Commissioner Peirce, SEC
The SEC remembering its role is more important than a staff turnover or change of commissioners, Peirce believes.
Peirce added that the heavy emphasis on enforcement is a mistake, and that the SEC should not go after people asking for clear rules on how they can proceed in the crypto space: “If you’re not willing to tell people what a security is, it seems very unproductive to go in after the fact and start picking people off for not having registered.”
She also said she supported approval of bitcoin ETFs on joining the SEC in 2018, with the the process kicked off by Grayscale taking far longer than she would have liked.
Giving those who are waiting for an ether ETF reason to hope, Peirce said it’s “under consideration” at the SEC but depends on facts and circumstances. She also expressed concerns about CBDCs and financial freedoms, saying they should not be a means for government to surveil people and how they choose to spend their money.
BIS makes stablecoin recommendations
The Bank for International Settlements (BIS) has issued a list of 10 recommendations for global stablecoins (GSC).
The aim is to address financial stability risks posed by GSCs, both at the domestic and international level, while supporting responsible innovation and providing sufficient flexibility for jurisdictions to implement domestic approaches.
“Stablecoins, like other cryptoassets, have the potential to enhance the efficiency of how financial services are provided, but they may also generate risks to financial stability,” the BIS said.
The recommendations are:
- Authorities’ readiness to regulate and supervise global stablecoin arrangements: Authorities should have and utilize the appropriate powers and tools, and adequate resources, to comprehensively regulate, supervise and oversee a GSC arrangement and its associated functions and activities, and enforce relevant laws and regulations effectively.
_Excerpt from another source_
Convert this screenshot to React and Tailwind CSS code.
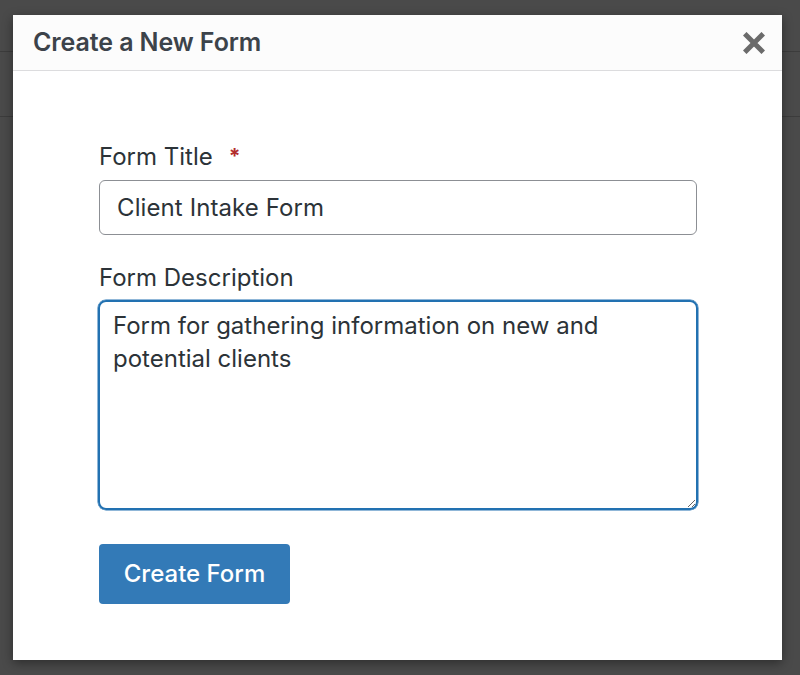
import React from "react";

export default function App() {
  return (
    <div className="relative w-[800px] h-[675px] overflow-hidden bg-[#4a4a4a]" style={{ fontFamily: "Inter, 'Noto Sans', sans-serif" }}>
      <div className="h-[52px] border-b border-[#3c3c3c]"></div>
      <div className="h-[65px] border-b border-[#3c3c3c]"></div>

      <div className="absolute left-[13px] top-[15px] w-[769px] h-[645px] bg-white shadow-[0_3px_10px_rgba(0,0,0,0.4)]">
        <div className="h-[56px] bg-[#fcfcfc] border-b border-[#dcdcde] flex items-center justify-between pl-[20px] pr-[15px]">
          <h1 className="text-[25px] font-semibold text-[#3c434a] tracking-[-0.1px]">Create a New Form</h1>
          <button className="w-[26px] h-[26px] flex items-center justify-center" aria-label="Close">
            <svg width="22" height="22" viewBox="0 0 22 22">
              <path d="M3.5 3.5 L18.5 18.5 M18.5 3.5 L3.5 18.5" stroke="#6b6b6b" strokeWidth="5" strokeLinecap="square" />
            </svg>
          </button>
        </div>

        <div className="px-[86px] pt-[71px] flex flex-col text-[#2c3338]">
          <label className="h-[30px] leading-[30px] text-[24px] flex items-center">
            Form Title
            <span className="ml-[16px] text-[#b32d2e] font-bold text-[21px]">*</span>
          </label>
          <input
            readOnly
            value="Client Intake Form"
            className="mt-[8px] h-[55px] w-[598px] rounded-[6px] border border-[#8c8f94] px-[17px] text-[24px] tracking-[0.1px] text-[#2c3338] outline-none"
            style={{ fontFamily: "Inter, 'Noto Sans', sans-serif" }}
          />
          <label className="mt-[28px] h-[30px] leading-[30px] text-[24px]">Form Description</label>
          <textarea
            readOnly
            value={"Form for gathering information on new and potential clients"}
            className="mt-[7px] h-[210px] w-[600px] -ml-[1px] rounded-[8px] border-2 border-[#2271b1] shadow-[0_0_0_0.5px_#2271b1] pl-[13px] pr-[80px] pt-[7px] text-[24px] leading-[33px] text-[#2c3338] outline-none"
            style={{ fontFamily: "Inter, 'Noto Sans', sans-serif" }}
          />
          <div>
            <button className="mt-[34px] h-[60px] w-[191px] rounded-[4px] bg-[#337ab7] text-white text-[24px] font-medium flex items-center justify-center">
              Create Form
            </button>
          </div>
        </div>
      </div>
    </div>
  );
}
- Comprehensive oversight of GSC activities and functions: Authorities should apply comprehensive and effective regulatory, supervisory and oversight requirements consistent with international standards to GSC arrangements on a functional basis and proportionate to their risks insofar as such requirements are consistent with their respective mandates.
- Cross-border cooperation, coordination and information sharing: Authorities should cooperate and coordinate with each other, both domestically and internationally, to foster efficient and effective communication, information sharing and consultation in order to support each other in fulfilling their respective mandates and to ensure comprehensive regulation, supervision and oversight of a GSC arrangement across borders and sectors, and to encourage consistency of regulatory and supervisory outcomes.
- Governance structures and decentralized operations: Authorities should require that GSC arrangements have in place and disclose a comprehensive governance framework with clear and direct lines of responsibility and accountability for all functions and activities within the GSC arrangement.
- Risk management: Authorities should require that GSC arrangements have effective risk management frameworks in place that comprehensively address all material risks associated with their functions and activities, especially with regard to operational resilience, cyber security safeguards and anti-money-laundering/countering the financing of terrorism(AML/CFT) measures, as well as “fit and proper” requirements, if applicable, and consistent with jurisdictions’ laws and regulations.
- Data storage and access to data: Authorities should require that GSC arrangements have in place robust frameworks, including systems and processes for the collecting, storing, safeguarding and timely and accurate reporting of data. Authorities should have access to the data as necessary and appropriate to fulfil their regulatory, supervisory and oversight mandates.
- Recovery and resolution of the GSC: Authorities should require that GSC arrangements have appropriate recovery and resolution plans.
- Disclosures: Authorities should require that GSC issuers and, where applicable, other participants in the GSC arrangements provide all users and relevant stakeholders with comprehensive and transparent information to understand the functioning of the GSC arrangement, including with respect to the governance framework, any conflicts of interest and their management, redemption rights, stabilization mechanism, operations, risk management framework and financial condition.
- Redemption rights, stabilization and prudential requirements: Authorities should require that GSC arrangements provide a robust legal claim to all users against the issuer and/or underlying reserve assets and guarantee timely redemption. For GSCs referenced to a single fiat currency, redemption should be at par into fiat. To maintain a stable value at all times and mitigate the risks of runs, authorities should require GSC arrangements to have an effective stabilization mechanism, clear redemption rights and meet prudential requirements.
- Conformance with regulatory, supervisory and oversight requirements before commencing operations: Authorities should require that GSC arrangements meet all applicable regulatory, supervisory and oversight requirements of a particular jurisdiction before commencing any operations in that jurisdiction and adapt to new regulatory requirements as necessary and as appropriate.